NeuroTheoryUMD / NDNT

1 stars 2 forks source link

Potential memory leak in LBFGS training #6

Open jcbyts opened 2 years ago

jcbyts commented 2 years ago

LBFGS training runs out of memory after a few iterations (epochs?) and might have a leak. It should be able to fit on the GPU (works in NDN tensorflow) but crashes in the pytorch version

dbutts commented 2 years ago

Some updates: both bugs using LBGFS with my "whisker" dataset and AdamW with my color dataset have to do with memory problems on the GPU. [this is perhaps obvious because they are these weird "cudaNN" errors that google will tell you have to do with the GPU running out of memory.
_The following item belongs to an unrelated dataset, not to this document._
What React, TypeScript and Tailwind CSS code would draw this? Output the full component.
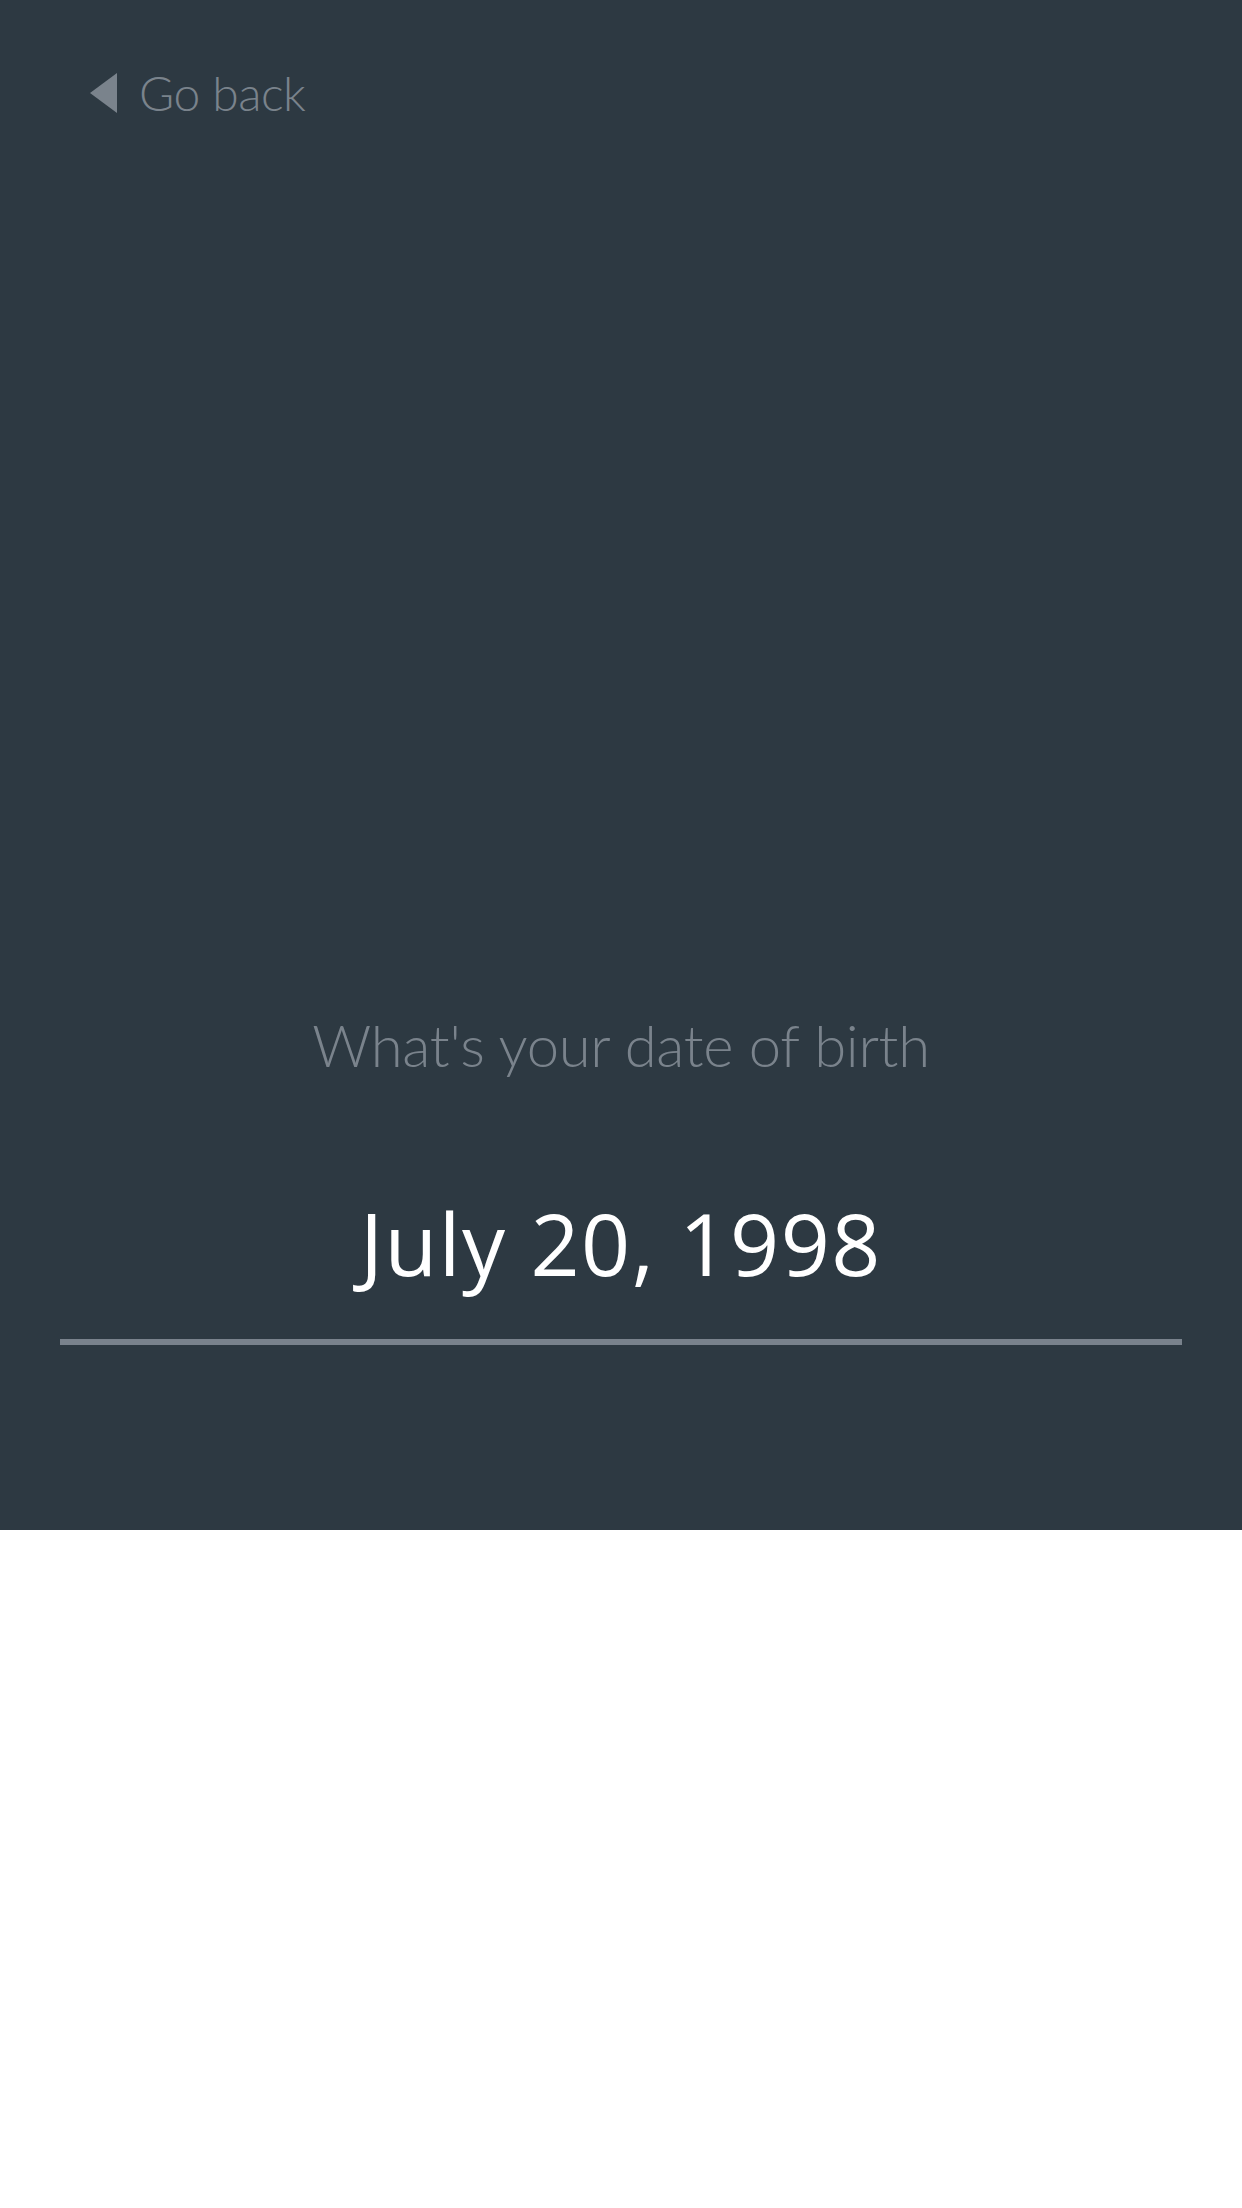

The (perhaps minimal) insights here stem from two observations:

  1. forcing the model to fit using the CPU -- with same dataset/model parameters etc of course works. In particular, full-batch LBFGS seems to work fine (the whole dataset at once). So might not be a problem, per se, with the LBFGS implementation at all, but rather GPU management.

  2. It does not seem to be a problem with running out of GPU memory. (this is more fuzzy). Actually this is based on a a few observations. -- The 2-D color dataset (Bevil's data) will fit fine on the CPU, but crashes immediately with very small batches -- The whisker dataset easily fits on the GPU with the NDN code (full batch LBFGS on the GPU). It is not a large dataset: certainly not 11 GB. (only two "pixels" over time) -- To get the whisker dataset to run at all with the NDNT, I have to choose a relatively small batch size. When it does run, it only takes up ~2 GB (a fraction of the total memory) but crashes after making it 40% through the data. When it does, the GPU is still mostly empty, but of course I have to restart the kernel to restore the memory. -- I can get get through the whisker data using AdamW with small batch sizes no problem: so it is related to the size of the batch: just somehow not in a way that clearly relates to the full memory available on the GPU.

So, I would say things point to memory management of the GPU by the new trainer.